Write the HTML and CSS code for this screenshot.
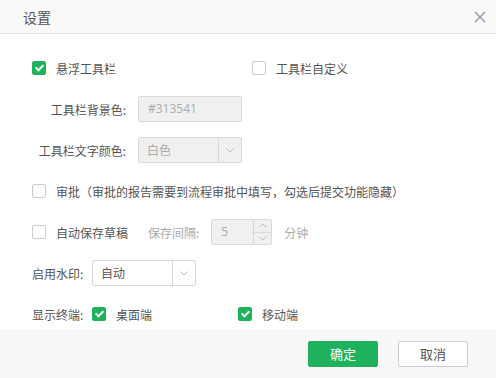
==
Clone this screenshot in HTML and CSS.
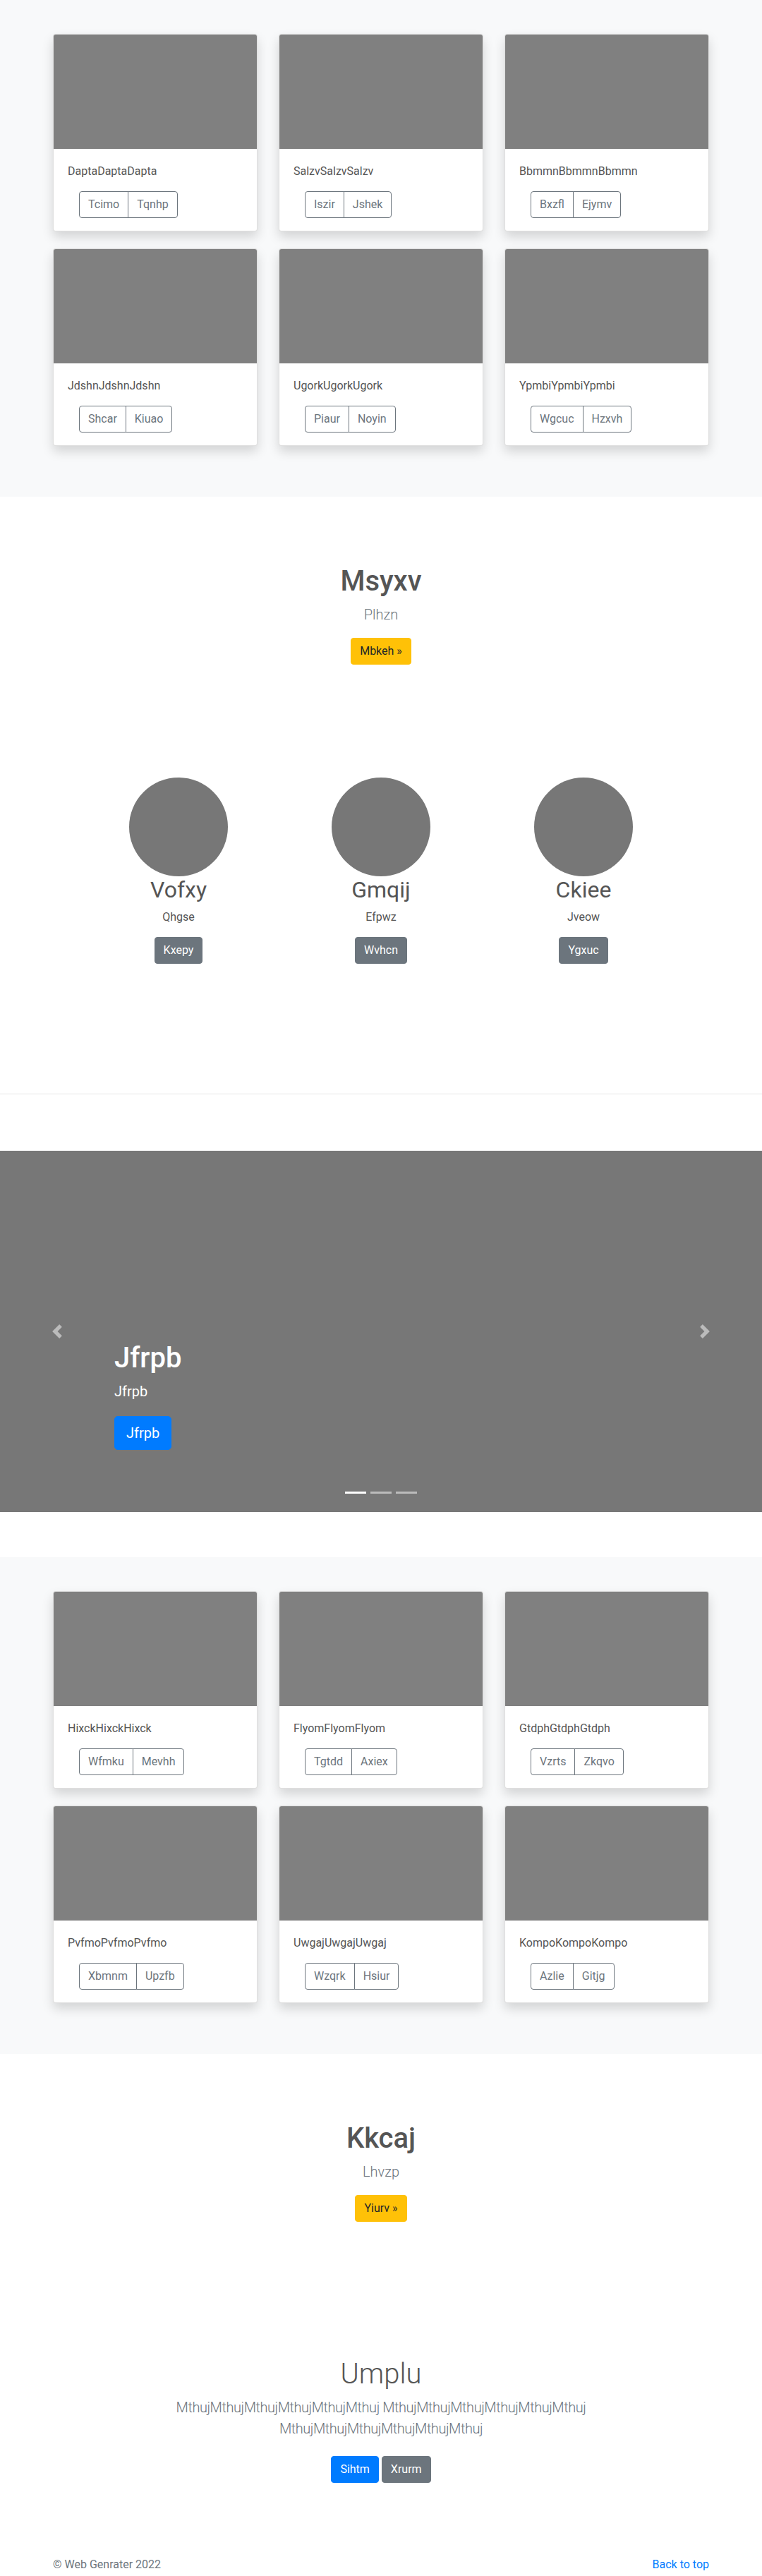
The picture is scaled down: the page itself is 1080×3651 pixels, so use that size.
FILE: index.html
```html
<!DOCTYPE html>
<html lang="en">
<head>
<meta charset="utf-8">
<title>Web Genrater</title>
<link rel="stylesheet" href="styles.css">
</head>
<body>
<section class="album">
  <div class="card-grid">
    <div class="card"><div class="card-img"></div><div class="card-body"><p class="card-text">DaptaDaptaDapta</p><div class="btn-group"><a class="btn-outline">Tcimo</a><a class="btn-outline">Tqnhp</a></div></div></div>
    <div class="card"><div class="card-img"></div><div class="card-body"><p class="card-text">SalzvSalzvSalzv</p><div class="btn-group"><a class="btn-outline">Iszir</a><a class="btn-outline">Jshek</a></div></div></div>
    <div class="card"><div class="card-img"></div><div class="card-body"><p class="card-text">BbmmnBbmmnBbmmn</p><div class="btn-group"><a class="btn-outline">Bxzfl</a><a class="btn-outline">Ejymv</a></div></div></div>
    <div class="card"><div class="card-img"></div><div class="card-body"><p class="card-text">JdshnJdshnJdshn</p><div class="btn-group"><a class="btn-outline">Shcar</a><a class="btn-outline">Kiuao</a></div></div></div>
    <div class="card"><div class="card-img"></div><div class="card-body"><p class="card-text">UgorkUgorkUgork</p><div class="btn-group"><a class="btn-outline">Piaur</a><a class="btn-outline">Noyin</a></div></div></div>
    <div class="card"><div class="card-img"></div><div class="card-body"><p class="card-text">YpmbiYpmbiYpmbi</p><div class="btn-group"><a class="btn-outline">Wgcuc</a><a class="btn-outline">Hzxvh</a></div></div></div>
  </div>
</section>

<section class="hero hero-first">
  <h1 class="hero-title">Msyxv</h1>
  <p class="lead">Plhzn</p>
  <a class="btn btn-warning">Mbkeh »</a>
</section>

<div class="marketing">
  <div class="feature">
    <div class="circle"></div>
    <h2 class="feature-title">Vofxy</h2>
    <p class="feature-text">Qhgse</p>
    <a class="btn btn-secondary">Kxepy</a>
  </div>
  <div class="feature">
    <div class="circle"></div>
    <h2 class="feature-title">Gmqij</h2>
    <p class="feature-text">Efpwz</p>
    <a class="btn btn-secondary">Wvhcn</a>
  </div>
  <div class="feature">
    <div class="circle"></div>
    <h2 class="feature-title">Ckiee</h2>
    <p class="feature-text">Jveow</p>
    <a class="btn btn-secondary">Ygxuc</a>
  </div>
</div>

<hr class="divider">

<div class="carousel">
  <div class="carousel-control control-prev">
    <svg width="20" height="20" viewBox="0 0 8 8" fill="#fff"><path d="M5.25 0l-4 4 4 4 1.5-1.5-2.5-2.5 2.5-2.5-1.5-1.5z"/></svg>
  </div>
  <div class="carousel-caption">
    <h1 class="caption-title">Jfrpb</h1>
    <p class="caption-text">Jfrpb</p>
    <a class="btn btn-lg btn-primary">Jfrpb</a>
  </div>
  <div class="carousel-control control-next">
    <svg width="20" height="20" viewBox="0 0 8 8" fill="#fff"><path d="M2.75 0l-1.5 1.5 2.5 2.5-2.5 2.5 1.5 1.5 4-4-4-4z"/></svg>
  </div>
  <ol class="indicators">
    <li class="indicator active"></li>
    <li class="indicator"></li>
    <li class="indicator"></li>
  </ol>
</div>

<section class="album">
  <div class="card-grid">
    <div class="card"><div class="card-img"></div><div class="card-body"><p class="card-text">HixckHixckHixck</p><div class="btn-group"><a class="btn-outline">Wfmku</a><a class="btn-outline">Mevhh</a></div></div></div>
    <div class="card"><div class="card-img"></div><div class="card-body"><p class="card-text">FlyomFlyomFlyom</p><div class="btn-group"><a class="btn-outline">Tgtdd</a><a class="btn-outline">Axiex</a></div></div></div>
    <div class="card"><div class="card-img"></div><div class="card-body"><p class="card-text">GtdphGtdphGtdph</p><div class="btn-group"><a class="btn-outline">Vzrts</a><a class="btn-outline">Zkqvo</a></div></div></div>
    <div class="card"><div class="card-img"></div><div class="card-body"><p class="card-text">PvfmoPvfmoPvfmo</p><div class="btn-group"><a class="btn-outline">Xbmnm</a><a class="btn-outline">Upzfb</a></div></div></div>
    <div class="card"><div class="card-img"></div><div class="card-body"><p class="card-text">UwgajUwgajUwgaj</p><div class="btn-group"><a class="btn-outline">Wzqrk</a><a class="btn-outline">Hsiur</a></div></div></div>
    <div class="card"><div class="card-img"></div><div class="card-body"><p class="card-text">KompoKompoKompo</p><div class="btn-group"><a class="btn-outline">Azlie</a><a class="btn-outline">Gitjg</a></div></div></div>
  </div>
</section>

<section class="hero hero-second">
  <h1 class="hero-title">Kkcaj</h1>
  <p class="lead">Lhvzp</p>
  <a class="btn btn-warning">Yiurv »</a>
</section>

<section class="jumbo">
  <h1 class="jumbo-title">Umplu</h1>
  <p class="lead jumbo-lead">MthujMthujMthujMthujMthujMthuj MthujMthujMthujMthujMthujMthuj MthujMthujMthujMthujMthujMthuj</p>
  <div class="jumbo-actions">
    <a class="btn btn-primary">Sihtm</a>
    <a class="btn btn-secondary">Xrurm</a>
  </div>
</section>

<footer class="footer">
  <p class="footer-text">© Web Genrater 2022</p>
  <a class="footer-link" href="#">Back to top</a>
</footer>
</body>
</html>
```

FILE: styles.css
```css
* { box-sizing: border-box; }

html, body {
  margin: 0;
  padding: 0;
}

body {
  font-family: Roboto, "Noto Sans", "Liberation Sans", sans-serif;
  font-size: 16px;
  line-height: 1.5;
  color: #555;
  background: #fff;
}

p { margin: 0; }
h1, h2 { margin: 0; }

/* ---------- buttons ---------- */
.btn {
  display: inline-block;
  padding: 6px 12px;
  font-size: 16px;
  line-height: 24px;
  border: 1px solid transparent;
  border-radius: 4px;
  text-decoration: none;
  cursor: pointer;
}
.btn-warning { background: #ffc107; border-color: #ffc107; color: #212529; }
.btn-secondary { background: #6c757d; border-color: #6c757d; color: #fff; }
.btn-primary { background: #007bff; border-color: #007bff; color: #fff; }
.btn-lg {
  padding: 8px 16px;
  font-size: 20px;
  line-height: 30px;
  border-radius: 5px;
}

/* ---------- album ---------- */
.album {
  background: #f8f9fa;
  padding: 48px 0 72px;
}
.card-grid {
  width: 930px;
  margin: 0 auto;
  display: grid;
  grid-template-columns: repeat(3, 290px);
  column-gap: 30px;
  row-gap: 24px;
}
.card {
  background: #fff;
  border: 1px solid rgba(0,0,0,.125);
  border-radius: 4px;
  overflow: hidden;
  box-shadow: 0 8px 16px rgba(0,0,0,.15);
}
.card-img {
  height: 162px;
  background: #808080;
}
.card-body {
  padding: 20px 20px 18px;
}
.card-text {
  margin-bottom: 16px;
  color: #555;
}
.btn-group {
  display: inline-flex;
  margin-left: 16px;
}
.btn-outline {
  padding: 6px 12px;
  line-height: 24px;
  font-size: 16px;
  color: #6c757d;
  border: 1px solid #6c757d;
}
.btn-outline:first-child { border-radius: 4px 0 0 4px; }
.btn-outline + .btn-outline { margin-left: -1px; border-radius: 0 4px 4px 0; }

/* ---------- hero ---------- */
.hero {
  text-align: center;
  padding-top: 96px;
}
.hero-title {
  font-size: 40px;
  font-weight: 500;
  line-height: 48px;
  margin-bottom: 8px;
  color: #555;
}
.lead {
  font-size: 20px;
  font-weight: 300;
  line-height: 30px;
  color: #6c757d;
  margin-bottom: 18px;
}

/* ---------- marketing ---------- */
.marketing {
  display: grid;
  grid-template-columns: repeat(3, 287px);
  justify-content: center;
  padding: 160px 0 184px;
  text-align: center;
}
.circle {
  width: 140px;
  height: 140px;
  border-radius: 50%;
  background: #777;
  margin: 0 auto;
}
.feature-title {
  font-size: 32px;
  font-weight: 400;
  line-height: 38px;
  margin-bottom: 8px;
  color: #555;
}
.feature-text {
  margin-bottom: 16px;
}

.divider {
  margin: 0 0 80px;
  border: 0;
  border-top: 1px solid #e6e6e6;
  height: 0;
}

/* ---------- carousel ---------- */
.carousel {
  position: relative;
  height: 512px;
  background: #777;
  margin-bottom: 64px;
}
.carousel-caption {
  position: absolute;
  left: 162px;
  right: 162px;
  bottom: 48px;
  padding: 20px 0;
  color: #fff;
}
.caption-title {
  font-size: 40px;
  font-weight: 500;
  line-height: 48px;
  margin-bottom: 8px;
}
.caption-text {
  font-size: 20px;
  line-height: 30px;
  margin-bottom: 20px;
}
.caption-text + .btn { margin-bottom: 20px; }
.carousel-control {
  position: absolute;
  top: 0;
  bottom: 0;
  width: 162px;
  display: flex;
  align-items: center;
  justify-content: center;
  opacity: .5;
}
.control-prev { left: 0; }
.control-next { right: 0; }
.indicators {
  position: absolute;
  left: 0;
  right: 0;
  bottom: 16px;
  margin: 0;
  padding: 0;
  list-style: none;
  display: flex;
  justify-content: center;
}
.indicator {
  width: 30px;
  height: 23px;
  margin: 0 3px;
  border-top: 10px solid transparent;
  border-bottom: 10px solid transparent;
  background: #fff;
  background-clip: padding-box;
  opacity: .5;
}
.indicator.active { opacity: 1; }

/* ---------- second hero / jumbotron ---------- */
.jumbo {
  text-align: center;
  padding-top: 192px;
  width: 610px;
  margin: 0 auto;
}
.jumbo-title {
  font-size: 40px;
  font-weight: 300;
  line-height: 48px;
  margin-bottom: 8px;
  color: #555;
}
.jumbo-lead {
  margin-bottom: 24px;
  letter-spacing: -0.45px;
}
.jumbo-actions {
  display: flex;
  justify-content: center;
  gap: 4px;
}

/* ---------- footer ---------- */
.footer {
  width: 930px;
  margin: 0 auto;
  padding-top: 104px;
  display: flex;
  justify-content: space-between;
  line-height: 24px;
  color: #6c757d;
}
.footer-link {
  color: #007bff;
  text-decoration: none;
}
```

Problem requirements
Take each line of the material that contains the word "this" and list it.

Right answer
Write the HTML and CSS code for this screenshot.
Clone this screenshot in HTML and CSS.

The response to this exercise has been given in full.